WORK REQUIRED :: Locate each line below that includes "this" and reproduce it.
**** DATASET ****
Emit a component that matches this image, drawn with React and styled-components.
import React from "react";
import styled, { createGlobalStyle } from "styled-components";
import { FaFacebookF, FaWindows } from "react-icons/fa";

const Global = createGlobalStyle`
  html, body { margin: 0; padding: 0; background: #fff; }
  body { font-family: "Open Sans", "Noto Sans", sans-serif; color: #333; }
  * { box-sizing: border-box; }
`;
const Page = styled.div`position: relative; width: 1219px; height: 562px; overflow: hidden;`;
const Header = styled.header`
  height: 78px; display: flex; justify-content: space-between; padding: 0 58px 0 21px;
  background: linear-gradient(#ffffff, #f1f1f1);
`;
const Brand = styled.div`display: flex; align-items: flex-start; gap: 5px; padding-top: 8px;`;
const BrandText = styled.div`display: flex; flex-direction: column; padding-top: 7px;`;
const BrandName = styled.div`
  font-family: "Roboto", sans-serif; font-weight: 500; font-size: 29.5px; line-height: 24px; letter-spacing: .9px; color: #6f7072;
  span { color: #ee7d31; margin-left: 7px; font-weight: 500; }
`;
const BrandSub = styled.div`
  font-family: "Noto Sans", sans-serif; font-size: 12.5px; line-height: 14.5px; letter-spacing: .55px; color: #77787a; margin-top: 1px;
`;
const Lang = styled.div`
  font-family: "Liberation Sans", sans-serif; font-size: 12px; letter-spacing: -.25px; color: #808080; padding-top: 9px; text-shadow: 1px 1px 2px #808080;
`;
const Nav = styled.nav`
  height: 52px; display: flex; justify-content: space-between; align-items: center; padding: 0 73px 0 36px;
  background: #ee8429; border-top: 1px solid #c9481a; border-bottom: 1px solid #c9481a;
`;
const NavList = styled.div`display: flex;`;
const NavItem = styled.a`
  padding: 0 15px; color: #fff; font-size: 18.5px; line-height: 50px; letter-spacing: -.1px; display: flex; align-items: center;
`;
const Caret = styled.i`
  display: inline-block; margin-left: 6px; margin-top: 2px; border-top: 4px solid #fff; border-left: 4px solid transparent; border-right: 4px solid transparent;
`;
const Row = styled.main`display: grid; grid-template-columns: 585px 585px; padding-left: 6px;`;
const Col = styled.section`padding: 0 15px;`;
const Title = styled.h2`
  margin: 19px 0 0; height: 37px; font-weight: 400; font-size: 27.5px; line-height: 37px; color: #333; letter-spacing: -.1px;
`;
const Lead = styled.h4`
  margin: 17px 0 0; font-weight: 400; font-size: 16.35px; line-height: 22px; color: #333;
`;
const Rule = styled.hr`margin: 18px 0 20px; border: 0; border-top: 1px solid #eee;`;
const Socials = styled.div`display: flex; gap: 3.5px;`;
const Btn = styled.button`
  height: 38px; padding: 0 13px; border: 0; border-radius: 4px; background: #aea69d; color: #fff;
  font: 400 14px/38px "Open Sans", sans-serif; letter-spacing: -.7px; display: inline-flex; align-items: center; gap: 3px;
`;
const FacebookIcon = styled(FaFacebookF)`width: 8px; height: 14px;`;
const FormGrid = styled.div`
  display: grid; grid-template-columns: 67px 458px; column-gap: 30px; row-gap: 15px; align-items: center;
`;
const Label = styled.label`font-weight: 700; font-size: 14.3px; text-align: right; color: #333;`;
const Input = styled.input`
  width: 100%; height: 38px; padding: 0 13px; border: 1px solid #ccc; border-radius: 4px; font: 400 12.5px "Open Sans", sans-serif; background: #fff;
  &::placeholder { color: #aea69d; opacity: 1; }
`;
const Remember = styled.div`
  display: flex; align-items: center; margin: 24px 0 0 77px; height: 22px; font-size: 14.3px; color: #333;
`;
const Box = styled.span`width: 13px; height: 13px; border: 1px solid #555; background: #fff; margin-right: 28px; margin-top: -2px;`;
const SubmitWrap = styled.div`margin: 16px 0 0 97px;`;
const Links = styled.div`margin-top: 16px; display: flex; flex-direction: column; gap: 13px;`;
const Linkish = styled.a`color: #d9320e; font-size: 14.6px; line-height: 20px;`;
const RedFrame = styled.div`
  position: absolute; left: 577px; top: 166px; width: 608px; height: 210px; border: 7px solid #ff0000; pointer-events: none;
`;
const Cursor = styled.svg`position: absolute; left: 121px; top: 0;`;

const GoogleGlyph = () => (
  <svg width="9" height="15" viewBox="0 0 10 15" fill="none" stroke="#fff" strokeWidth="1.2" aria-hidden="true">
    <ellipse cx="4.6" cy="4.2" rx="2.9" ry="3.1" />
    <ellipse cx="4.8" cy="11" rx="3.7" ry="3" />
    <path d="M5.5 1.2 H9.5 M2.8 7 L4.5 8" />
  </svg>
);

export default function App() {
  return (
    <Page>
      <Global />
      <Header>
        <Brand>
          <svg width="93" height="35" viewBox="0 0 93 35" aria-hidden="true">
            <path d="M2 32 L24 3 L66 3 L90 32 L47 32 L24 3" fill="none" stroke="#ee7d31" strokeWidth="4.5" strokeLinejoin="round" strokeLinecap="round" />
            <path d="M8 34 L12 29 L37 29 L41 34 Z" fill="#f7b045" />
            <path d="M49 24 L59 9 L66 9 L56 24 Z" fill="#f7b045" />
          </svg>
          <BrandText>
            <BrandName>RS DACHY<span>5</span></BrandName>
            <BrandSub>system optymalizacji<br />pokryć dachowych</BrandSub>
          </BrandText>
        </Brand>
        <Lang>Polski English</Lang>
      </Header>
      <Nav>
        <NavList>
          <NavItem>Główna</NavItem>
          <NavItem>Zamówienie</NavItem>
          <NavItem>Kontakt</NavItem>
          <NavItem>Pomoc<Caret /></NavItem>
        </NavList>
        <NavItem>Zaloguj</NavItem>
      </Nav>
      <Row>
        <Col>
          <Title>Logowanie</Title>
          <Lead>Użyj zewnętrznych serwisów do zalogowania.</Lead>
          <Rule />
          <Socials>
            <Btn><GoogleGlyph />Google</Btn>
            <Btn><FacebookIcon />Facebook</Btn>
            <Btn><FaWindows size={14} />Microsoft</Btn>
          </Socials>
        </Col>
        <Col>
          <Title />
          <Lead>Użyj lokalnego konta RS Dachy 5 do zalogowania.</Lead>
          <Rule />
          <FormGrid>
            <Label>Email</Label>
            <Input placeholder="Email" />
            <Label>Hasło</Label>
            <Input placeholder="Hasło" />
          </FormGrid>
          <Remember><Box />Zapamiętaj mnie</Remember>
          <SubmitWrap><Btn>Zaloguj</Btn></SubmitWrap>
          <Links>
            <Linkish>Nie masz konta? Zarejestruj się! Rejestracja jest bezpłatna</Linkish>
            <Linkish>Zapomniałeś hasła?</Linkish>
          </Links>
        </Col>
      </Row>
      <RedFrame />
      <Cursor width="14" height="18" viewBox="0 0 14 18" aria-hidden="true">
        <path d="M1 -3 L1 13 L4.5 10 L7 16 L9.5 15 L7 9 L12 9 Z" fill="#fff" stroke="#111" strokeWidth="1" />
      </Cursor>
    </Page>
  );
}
****
**** DATASET ****
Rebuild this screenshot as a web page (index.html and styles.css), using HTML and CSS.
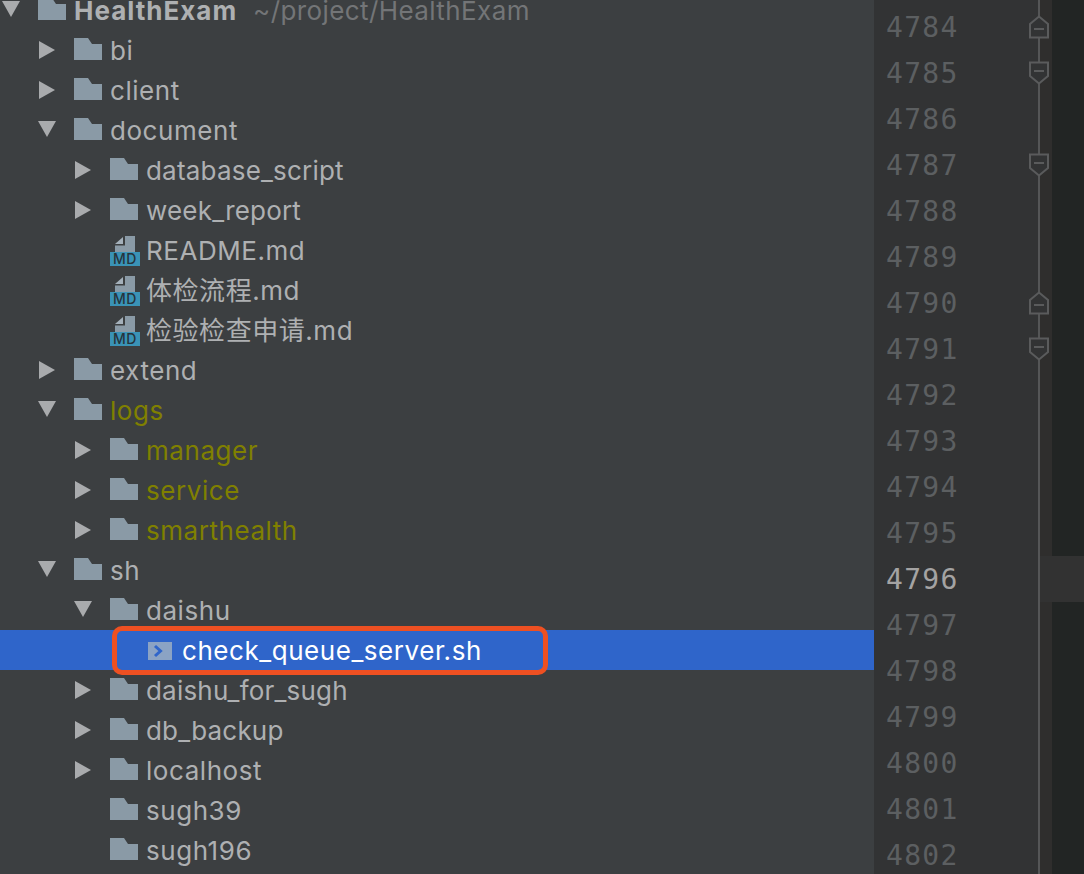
****
EXERCISE RESPONSE ::
Emit a component that matches this image, drawn with React and styled-components.
Rebuild this screenshot as a web page (index.html and styles.css), using HTML and CSS.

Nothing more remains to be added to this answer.